Writing to Colbert, Talon said he would have been greatly
pleased if, in addition to these rights, the king had
retained the fiscal powers of the crown. He declared that
the taxes were productive, yet the company's agent seemed
very reluctant to pay the public charges. Colbert, of
course, decided that the company, in accordance with its
charter, was entitled to enjoy the fiscal rights upon
condition of defraying annually the ordinary public
expenditure of the country, as the company which preceded
it had done. Immediately another point was raised. What
should be the amount of the public expenditure, or rather,
to what figure should the company be allowed to reduce
it? Talon maintained that the public charges defrayed by
the former company amounted to 48,950 livres. [Footnote:
The livre was equivalent to the later franc, about twenty
cents of modern Canadian currency.] The company's agent
contended that they amounted only to 29,200 livres and
that the sum of 48,950 livres was exorbitant, as it
exceeded by 4000 livres the highest sum ever received
from farming out the revenue. [Footnote: It was the
custom in New France to sell or farm out the revenues.

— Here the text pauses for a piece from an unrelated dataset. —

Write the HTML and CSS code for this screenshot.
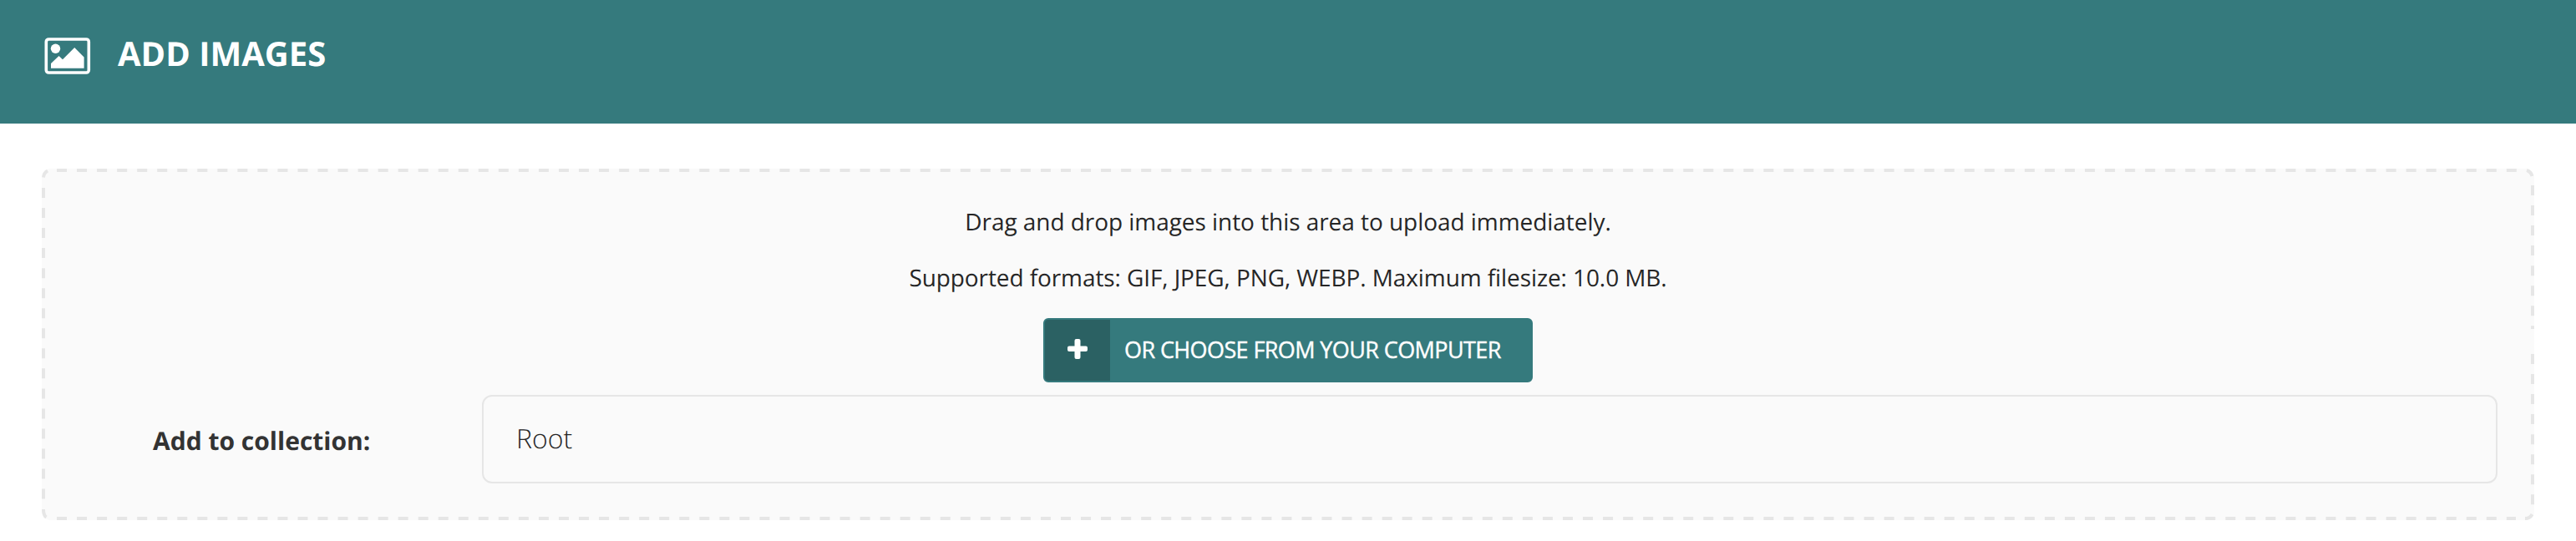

Instead of collecting direct the fur taxes and the proceeds
of the Tadoussac trade, the government granted the rights
to a corporation or a private individual in return for
a fixed sum annually.] To this the intendant replied by
submitting evidence that the rights were farmed out for
50,000 livres in 1660 and in 1663; moreover, the rights
were more valuable now, for with the conclusion of peace
trade would prosper. In the end Colbert decided that the
sum payable by the company should be 36,000 livres
annually. The ordinary revenue of New France was thus
fixed, and remained at that sum for many years.